**SUPPLIED MATERIAL**
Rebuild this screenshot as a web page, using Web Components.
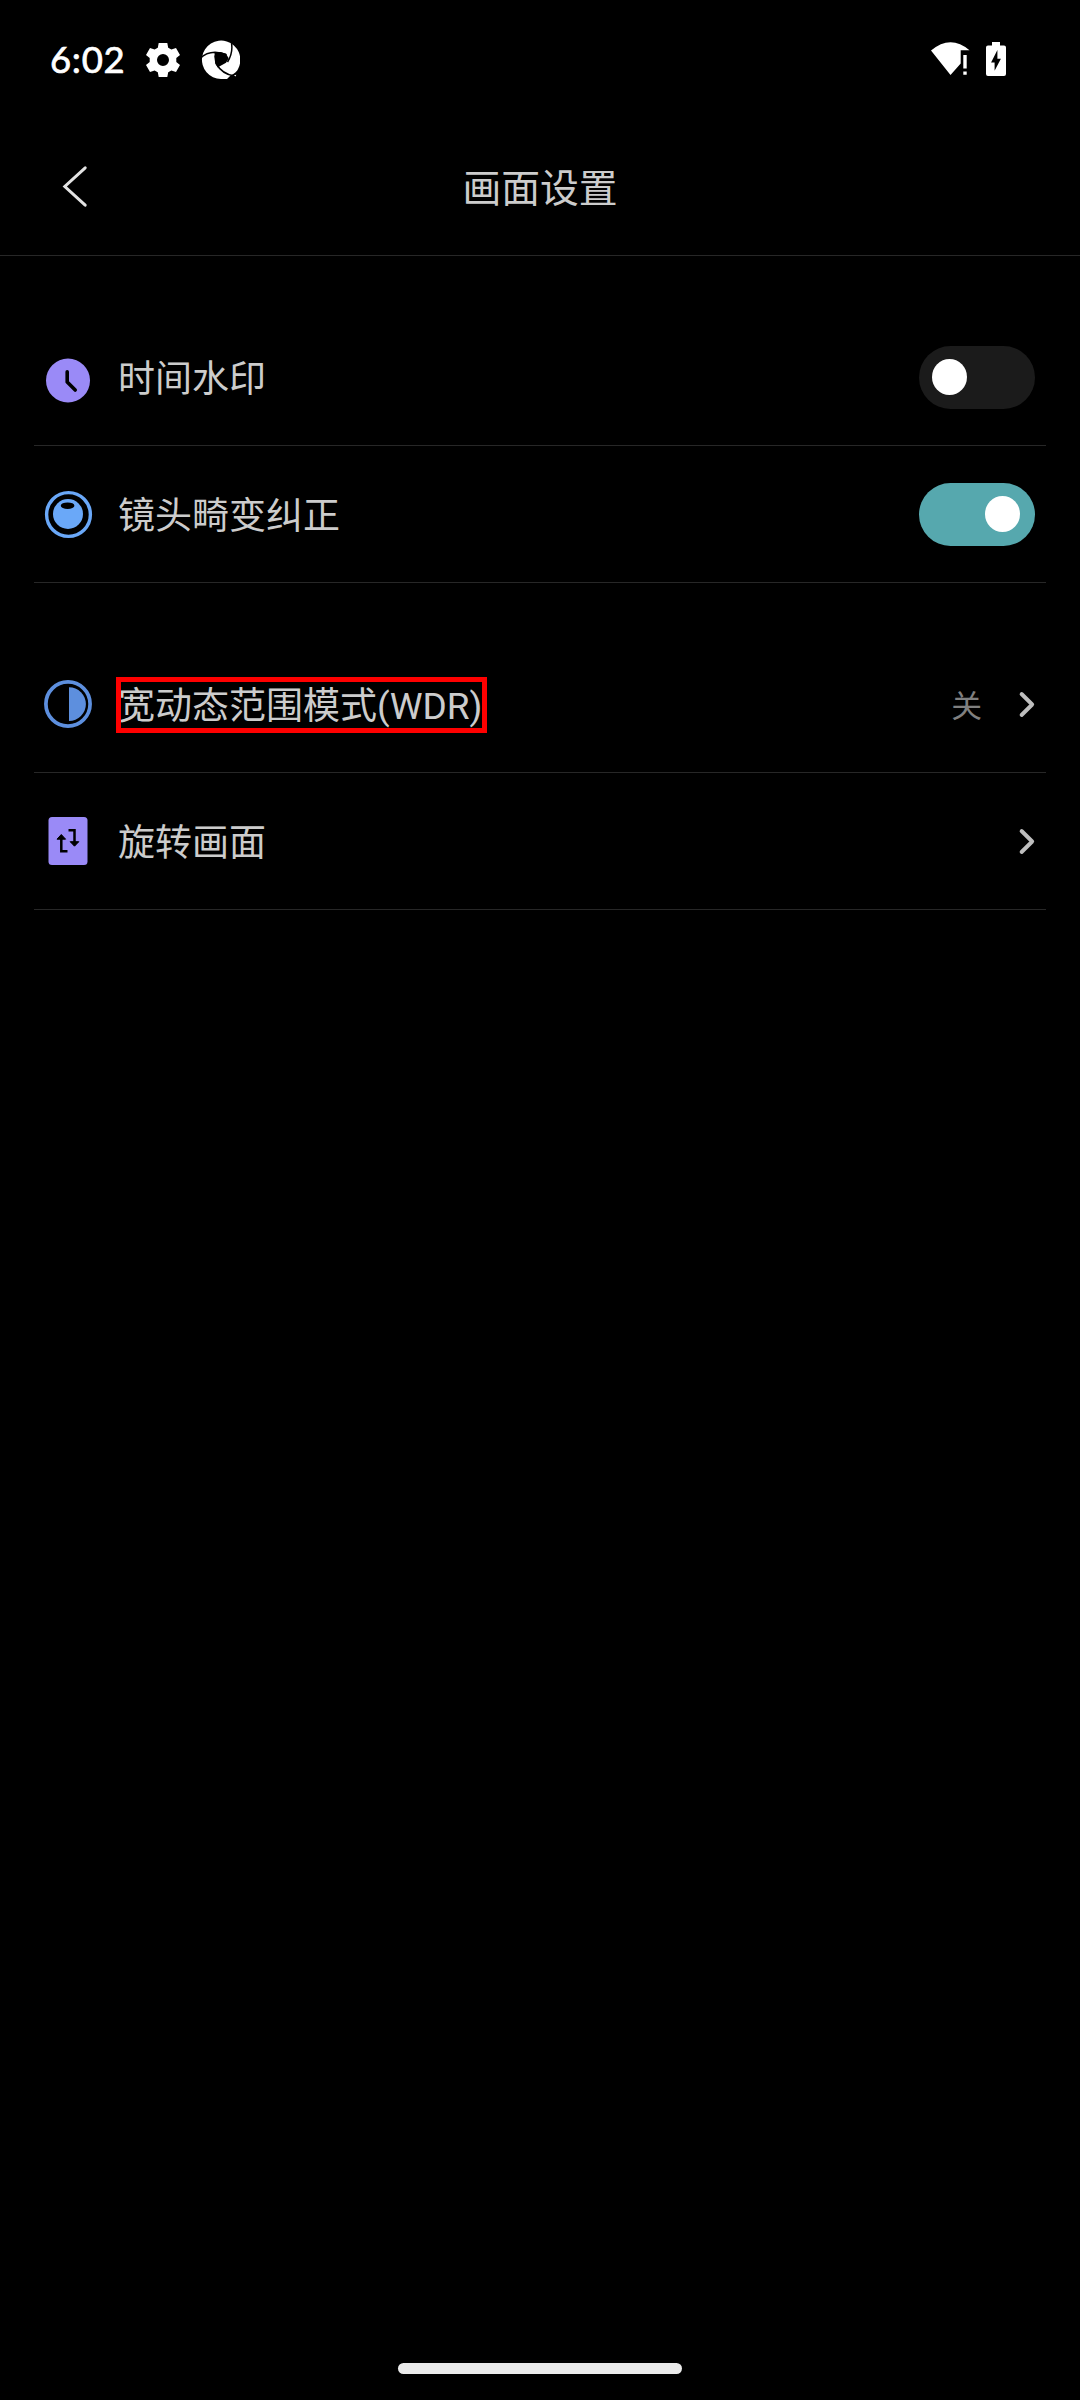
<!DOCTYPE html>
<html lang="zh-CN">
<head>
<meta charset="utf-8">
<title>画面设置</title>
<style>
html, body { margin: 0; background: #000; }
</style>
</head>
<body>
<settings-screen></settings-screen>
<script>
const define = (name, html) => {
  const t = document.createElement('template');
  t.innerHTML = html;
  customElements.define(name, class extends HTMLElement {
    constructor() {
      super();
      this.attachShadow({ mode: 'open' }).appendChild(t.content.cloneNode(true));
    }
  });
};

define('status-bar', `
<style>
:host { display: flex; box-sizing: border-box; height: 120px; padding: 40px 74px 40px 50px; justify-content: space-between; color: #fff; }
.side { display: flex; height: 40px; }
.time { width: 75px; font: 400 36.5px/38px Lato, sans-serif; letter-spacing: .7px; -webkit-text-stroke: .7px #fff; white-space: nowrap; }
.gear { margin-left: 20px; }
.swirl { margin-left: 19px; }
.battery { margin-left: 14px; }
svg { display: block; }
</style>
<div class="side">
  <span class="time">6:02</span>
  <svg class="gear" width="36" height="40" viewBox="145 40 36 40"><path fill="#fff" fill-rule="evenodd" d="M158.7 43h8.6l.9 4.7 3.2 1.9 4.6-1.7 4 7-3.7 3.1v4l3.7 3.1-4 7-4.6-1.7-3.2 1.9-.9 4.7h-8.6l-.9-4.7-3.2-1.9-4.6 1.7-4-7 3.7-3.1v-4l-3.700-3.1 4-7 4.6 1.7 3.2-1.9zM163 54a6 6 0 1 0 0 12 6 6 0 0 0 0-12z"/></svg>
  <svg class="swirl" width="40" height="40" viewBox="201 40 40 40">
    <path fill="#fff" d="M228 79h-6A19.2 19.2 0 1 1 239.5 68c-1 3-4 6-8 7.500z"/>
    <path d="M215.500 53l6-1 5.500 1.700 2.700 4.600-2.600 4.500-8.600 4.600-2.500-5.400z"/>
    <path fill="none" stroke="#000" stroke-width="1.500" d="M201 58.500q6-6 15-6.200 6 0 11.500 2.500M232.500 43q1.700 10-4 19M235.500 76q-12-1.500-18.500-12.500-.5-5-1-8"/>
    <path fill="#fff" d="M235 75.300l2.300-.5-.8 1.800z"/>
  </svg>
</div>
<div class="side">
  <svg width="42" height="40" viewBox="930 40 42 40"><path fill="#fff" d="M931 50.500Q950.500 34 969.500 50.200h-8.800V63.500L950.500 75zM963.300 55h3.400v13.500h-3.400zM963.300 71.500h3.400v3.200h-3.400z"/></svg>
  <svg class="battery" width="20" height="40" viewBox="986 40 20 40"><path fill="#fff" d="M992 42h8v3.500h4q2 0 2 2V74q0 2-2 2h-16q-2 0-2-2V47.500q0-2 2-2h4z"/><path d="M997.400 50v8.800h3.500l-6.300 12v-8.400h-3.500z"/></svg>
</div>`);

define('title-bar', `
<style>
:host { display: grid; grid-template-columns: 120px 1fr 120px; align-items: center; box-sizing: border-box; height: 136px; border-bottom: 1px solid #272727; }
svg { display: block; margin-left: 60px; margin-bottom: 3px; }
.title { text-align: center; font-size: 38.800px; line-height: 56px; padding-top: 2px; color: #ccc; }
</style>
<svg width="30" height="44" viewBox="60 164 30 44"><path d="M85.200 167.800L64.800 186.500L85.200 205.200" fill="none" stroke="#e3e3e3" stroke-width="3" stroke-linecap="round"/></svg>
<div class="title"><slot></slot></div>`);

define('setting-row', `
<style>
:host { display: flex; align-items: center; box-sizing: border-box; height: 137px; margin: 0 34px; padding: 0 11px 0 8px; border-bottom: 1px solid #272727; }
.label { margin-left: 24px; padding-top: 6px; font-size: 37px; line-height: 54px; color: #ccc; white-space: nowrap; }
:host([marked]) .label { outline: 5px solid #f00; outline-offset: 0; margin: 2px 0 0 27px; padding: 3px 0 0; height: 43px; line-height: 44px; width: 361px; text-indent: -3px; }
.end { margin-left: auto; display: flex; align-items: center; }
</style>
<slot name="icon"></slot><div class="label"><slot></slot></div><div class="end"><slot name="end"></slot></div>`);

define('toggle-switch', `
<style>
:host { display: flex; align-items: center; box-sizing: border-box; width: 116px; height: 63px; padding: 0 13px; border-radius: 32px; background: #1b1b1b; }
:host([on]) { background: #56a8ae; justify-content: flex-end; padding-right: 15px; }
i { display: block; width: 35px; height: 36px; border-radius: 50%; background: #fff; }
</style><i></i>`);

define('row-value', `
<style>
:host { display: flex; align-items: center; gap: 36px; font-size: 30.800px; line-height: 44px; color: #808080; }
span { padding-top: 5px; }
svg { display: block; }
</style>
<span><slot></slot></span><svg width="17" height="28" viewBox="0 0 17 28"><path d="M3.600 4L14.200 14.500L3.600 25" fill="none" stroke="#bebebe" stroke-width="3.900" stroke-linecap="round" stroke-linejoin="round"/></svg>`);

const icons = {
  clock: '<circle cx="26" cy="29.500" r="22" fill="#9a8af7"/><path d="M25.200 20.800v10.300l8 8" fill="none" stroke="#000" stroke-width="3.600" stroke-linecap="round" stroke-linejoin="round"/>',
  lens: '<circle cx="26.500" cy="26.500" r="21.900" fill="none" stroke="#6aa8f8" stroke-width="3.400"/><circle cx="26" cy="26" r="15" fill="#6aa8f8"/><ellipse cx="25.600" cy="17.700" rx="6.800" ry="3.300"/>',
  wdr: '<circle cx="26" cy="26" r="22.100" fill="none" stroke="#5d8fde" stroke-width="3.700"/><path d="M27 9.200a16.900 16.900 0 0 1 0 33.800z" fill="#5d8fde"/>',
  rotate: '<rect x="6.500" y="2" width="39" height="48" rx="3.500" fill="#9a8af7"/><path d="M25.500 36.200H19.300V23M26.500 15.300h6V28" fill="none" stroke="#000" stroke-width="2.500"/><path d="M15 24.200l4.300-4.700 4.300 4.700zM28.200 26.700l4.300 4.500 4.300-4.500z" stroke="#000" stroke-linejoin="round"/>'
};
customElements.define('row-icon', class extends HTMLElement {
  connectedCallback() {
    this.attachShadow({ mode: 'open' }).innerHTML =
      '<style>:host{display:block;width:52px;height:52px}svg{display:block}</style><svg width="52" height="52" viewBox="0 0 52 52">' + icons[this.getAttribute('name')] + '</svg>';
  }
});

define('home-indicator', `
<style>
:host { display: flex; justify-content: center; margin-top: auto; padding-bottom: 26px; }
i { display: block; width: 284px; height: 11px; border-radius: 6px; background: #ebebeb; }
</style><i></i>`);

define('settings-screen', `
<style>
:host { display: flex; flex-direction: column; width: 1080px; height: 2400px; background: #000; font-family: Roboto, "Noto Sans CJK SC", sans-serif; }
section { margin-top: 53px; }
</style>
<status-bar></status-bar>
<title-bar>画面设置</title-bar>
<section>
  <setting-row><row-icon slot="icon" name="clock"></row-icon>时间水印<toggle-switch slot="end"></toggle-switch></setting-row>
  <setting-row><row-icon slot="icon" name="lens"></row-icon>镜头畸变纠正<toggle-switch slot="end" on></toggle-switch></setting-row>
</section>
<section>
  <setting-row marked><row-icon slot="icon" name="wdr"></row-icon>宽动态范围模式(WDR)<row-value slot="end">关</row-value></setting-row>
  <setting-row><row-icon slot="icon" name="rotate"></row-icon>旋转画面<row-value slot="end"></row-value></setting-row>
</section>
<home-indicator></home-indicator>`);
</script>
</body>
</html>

**PROBLEM DESCRIPTION**
Repeat all of the data above word for word, minus the pictures.

**OUTPUT OF THE TASK**
Rebuild this screenshot as a web page, using Web Components.
<!DOCTYPE html>
<html lang="zh-CN">
<head>
<meta charset="utf-8">
<title>画面设置</title>
<style>
html, body { margin: 0; background: #000; }
</style>
</head>
<body>
<settings-screen></settings-screen>
<script>
const define = (name, html) => {
  const t = document.createElement('template');
  t.innerHTML = html;
  customElements.define(name, class extends HTMLElement {
    constructor() {
      super();
      this.attachShadow({ mode: 'open' }).appendChild(t.content.cloneNode(true));
    }
  });
};

define('status-bar', `
<style>
:host { display: flex; box-sizing: border-box; height: 120px; padding: 40px 74px 40px 50px; justify-content: space-between; color: #fff; }
.side { display: flex; height: 40px; }
.time { width: 75px; font: 400 36.5px/38px Lato, sans-serif; letter-spacing: .7px; -webkit-text-stroke: .7px #fff; white-space: nowrap; }
.gear { margin-left: 20px; }
.swirl { margin-left: 19px; }
.battery { margin-left: 14px; }
svg { display: block; }
</style>
<div class="side">
  <span class="time">6:02</span>
  <svg class="gear" width="36" height="40" viewBox="145 40 36 40"><path fill="#fff" fill-rule="evenodd" d="M158.7 43h8.6l.9 4.7 3.2 1.9 4.6-1.7 4 7-3.7 3.1v4l3.7 3.1-4 7-4.6-1.7-3.2 1.9-.9 4.7h-8.6l-.9-4.7-3.2-1.9-4.6 1.7-4-7 3.7-3.1v-4l-3.700-3.1 4-7 4.6 1.7 3.2-1.9zM163 54a6 6 0 1 0 0 12 6 6 0 0 0 0-12z"/></svg>
  <svg class="swirl" width="40" height="40" viewBox="201 40 40 40">
    <path fill="#fff" d="M228 79h-6A19.2 19.2 0 1 1 239.5 68c-1 3-4 6-8 7.500z"/>
    <path d="M215.500 53l6-1 5.500 1.700 2.700 4.600-2.600 4.500-8.600 4.600-2.500-5.400z"/>
    <path fill="none" stroke="#000" stroke-width="1.500" d="M201 58.500q6-6 15-6.200 6 0 11.500 2.500M232.500 43q1.700 10-4 19M235.500 76q-12-1.500-18.500-12.500-.5-5-1-8"/>
    <path fill="#fff" d="M235 75.300l2.300-.5-.8 1.800z"/>
  </svg>
</div>
<div class="side">
  <svg width="42" height="40" viewBox="930 40 42 40"><path fill="#fff" d="M931 50.500Q950.500 34 969.500 50.200h-8.800V63.500L950.500 75zM963.300 55h3.400v13.500h-3.400zM963.300 71.500h3.400v3.200h-3.400z"/></svg>
  <svg class="battery" width="20" height="40" viewBox="986 40 20 40"><path fill="#fff" d="M992 42h8v3.500h4q2 0 2 2V74q0 2-2 2h-16q-2 0-2-2V47.500q0-2 2-2h4z"/><path d="M997.400 50v8.800h3.500l-6.300 12v-8.400h-3.500z"/></svg>
</div>`);

define('title-bar', `
<style>
:host { display: grid; grid-template-columns: 120px 1fr 120px; align-items: center; box-sizing: border-box; height: 136px; border-bottom: 1px solid #272727; }
svg { display: block; margin-left: 60px; margin-bottom: 3px; }
.title { text-align: center; font-size: 38.800px; line-height: 56px; padding-top: 2px; color: #ccc; }
</style>
<svg width="30" height="44" viewBox="60 164 30 44"><path d="M85.200 167.800L64.800 186.500L85.200 205.200" fill="none" stroke="#e3e3e3" stroke-width="3" stroke-linecap="round"/></svg>
<div class="title"><slot></slot></div>`);

define('setting-row', `
<style>
:host { display: flex; align-items: center; box-sizing: border-box; height: 137px; margin: 0 34px; padding: 0 11px 0 8px; border-bottom: 1px solid #272727; }
.label { margin-left: 24px; padding-top: 6px; font-size: 37px; line-height: 54px; color: #ccc; white-space: nowrap; }
:host([marked]) .label { outline: 5px solid #f00; outline-offset: 0; margin: 2px 0 0 27px; padding: 3px 0 0; height: 43px; line-height: 44px; width: 361px; text-indent: -3px; }
.end { margin-left: auto; display: flex; align-items: center; }
</style>
<slot name="icon"></slot><div class="label"><slot></slot></div><div class="end"><slot name="end"></slot></div>`);

define('toggle-switch', `
<style>
:host { display: flex; align-items: center; box-sizing: border-box; width: 116px; height: 63px; padding: 0 13px; border-radius: 32px; background: #1b1b1b; }
:host([on]) { background: #56a8ae; justify-content: flex-end; padding-right: 15px; }
i { display: block; width: 35px; height: 36px; border-radius: 50%; background: #fff; }
</style><i></i>`);

define('row-value', `
<style>
:host { display: flex; align-items: center; gap: 36px; font-size: 30.800px; line-height: 44px; color: #808080; }
span { padding-top: 5px; }
svg { display: block; }
</style>
<span><slot></slot></span><svg width="17" height="28" viewBox="0 0 17 28"><path d="M3.600 4L14.200 14.500L3.600 25" fill="none" stroke="#bebebe" stroke-width="3.900" stroke-linecap="round" stroke-linejoin="round"/></svg>`);

const icons = {
  clock: '<circle cx="26" cy="29.500" r="22" fill="#9a8af7"/><path d="M25.200 20.800v10.300l8 8" fill="none" stroke="#000" stroke-width="3.600" stroke-linecap="round" stroke-linejoin="round"/>',
  lens: '<circle cx="26.500" cy="26.500" r="21.900" fill="none" stroke="#6aa8f8" stroke-width="3.400"/><circle cx="26" cy="26" r="15" fill="#6aa8f8"/><ellipse cx="25.600" cy="17.700" rx="6.800" ry="3.300"/>',
  wdr: '<circle cx="26" cy="26" r="22.100" fill="none" stroke="#5d8fde" stroke-width="3.700"/><path d="M27 9.200a16.900 16.900 0 0 1 0 33.800z" fill="#5d8fde"/>',
  rotate: '<rect x="6.500" y="2" width="39" height="48" rx="3.500" fill="#9a8af7"/><path d="M25.500 36.200H19.300V23M26.500 15.300h6V28" fill="none" stroke="#000" stroke-width="2.500"/><path d="M15 24.200l4.300-4.700 4.300 4.700zM28.200 26.700l4.300 4.500 4.300-4.500z" stroke="#000" stroke-linejoin="round"/>'
};
customElements.define('row-icon', class extends HTMLElement {
  connectedCallback() {
    this.attachShadow({ mode: 'open' }).innerHTML =
      '<style>:host{display:block;width:52px;height:52px}svg{display:block}</style><svg width="52" height="52" viewBox="0 0 52 52">' + icons[this.getAttribute('name')] + '</svg>';
  }
});

define('home-indicator', `
<style>
:host { display: flex; justify-content: center; margin-top: auto; padding-bottom: 26px; }
i { display: block; width: 284px; height: 11px; border-radius: 6px; background: #ebebeb; }
</style><i></i>`);

define('settings-screen', `
<style>
:host { display: flex; flex-direction: column; width: 1080px; height: 2400px; background: #000; font-family: Roboto, "Noto Sans CJK SC", sans-serif; }
section { margin-top: 53px; }
</style>
<status-bar></status-bar>
<title-bar>画面设置</title-bar>
<section>
  <setting-row><row-icon slot="icon" name="clock"></row-icon>时间水印<toggle-switch slot="end"></toggle-switch></setting-row>
  <setting-row><row-icon slot="icon" name="lens"></row-icon>镜头畸变纠正<toggle-switch slot="end" on></toggle-switch></setting-row>
</section>
<section>
  <setting-row marked><row-icon slot="icon" name="wdr"></row-icon>宽动态范围模式(WDR)<row-value slot="end">关</row-value></setting-row>
  <setting-row><row-icon slot="icon" name="rotate"></row-icon>旋转画面<row-value slot="end"></row-value></setting-row>
</section>
<home-indicator></home-indicator>`);
</script>
</body>
</html>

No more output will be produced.